On a recent project, where we were using UML for the first time at this client site, we adopted the following convention:
1/ A Use Case was a full description of a process that provided some tangible business benefit to the user (such as "Register a Customer", "Do Compliance Check", "Transfer Customer Data to X System"). These were not functional decompositions, but descriptions of full processes.
2/ A Use Case was included in another (the Base Use Case) if the Base Use Case if the Included Use Case described a business process that was required in the Base Use Case. For example, one of the requirements for registering a customer is that a compliance check needed to be performed before the customer could be registered. In this case the Do Compliance Check would be diagrammed as an included use case with Register a Customer.
3/ A Use Case extended another if it added additional functionality to the Base Case. In our case, once a Customer was registered, the data had to be transferred to a lot of individual systems. So, the Transfer Customer Data to X System (all of them) were diagrammed as Extended Use Cases to the Register a Customer Use Case.

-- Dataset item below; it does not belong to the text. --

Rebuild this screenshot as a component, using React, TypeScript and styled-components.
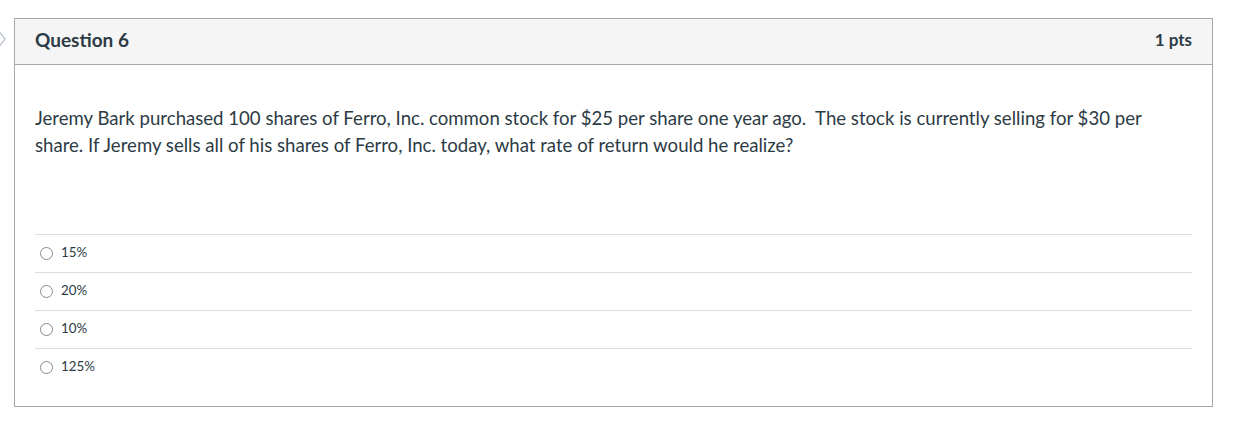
import React from "react";
import styled, { createGlobalStyle } from "styled-components";

const GlobalStyle = createGlobalStyle`
  html, body {
    margin: 0;
    padding: 0;
    background: #ffffff;
    font-family: Lato, "Liberation Sans", sans-serif;
    color: #2d3b45;
  }
`;

const Page = styled.div`
  display: flex;
  align-items: flex-start;
  padding-top: 18px;
  width: 1250px;
`;

const Marker = styled.div`
  width: 14px;
  flex: none;
  padding-top: 14px;
  display: flex;
  svg {
    display: block;
  }
`;

const Card = styled.div`
  width: 1199px;
  box-sizing: border-box;
  border: 1px solid #a8a8a8;
  background: #ffffff;
`;

const Header = styled.div`
  display: flex;
  justify-content: space-between;
  align-items: center;
  height: 46px;
  box-sizing: border-box;
  padding: 0 20px 4px 20px;
  background: #f5f5f5;
  border-bottom: 1px solid #a8a8a8;
`;

const Title = styled.h2`
  margin: 0;
  font-size: 19px;
  font-weight: 700;
  color: #2d3b45;
`;

const Points = styled.span`
  font-size: 17px;
  font-weight: 700;
  color: #2d3b45;
`;

const Body = styled.div`
  padding: 40px 20px 20px 20px;
`;

const QuestionText = styled.p`
  margin: 0 0 75px 0;
  font-size: 18.6px;
  line-height: 27px;
  color: #2d3b45;
`;

const Answers = styled.div`
  display: flex;
  flex-direction: column;
`;

const AnswerRow = styled.label`
  display: flex;
  align-items: center;
  gap: 8px;
  height: 38px;
  box-sizing: border-box;
  border-top: 1px solid #dddddd;
  padding-left: 5px;
  color: #2d3b45;
`;

const AnswerText = styled.span`
  font-size: 13.4px;
  margin-top: -4px;
`;

const Radio = styled.span`
  width: 11px;
  height: 11px;
  border: 1px solid #8a8a8a;
  border-radius: 50%;
  background: #ffffff;
  flex: none;
`;

const answers = ["15%", "20%", "10%", "125%"];

export default function App() {
  return (
    <>
      <GlobalStyle />
      <Page>
        <Marker>
          <svg width="8" height="14" viewBox="0 0 8 14">
            <polyline
              points="0,0.5 5,7 0,13.5"
              fill="none"
              stroke="#a9b6c4"
              strokeWidth="1.2"
            />
          </svg>
        </Marker>
        <Card>
          <Header>
            <Title>Question 6</Title>
            <Points>1 pts</Points>
          </Header>
          <Body>
            <QuestionText>
              Jeremy Bark purchased 100 shares of Ferro, Inc. common stock for $25 per share one year ago.&nbsp; The stock
              is currently selling for $30 per share. If Jeremy sells all of his shares of Ferro, Inc. today, what rate of
              return would he realize?
            </QuestionText>
            <Answers>
              {answers.map((a) => (
                <AnswerRow key={a}>
                  <Radio />
                  <AnswerText>{a}</AnswerText>
                </AnswerRow>
              ))}
            </Answers>
          </Body>
        </Card>
      </Page>
    </>
  );
}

4/ The only exception was the Login Use Case, which is traditionally included in those Use Cases where specific credentials were required (Logging into a System does not normally provide a tangible business benefit to the User).
Identify the Use Cases first, making sure that they provide a tangible business value. A Use Case should stand on its own, and so must be written at a relatively high level. Once that is done, then look at the Use Cases to determine if there are relationships (Include or Extend). We found it much easier to do this way, since it kept the Use Cases to a manageable number. More importantly, our Users found it easier.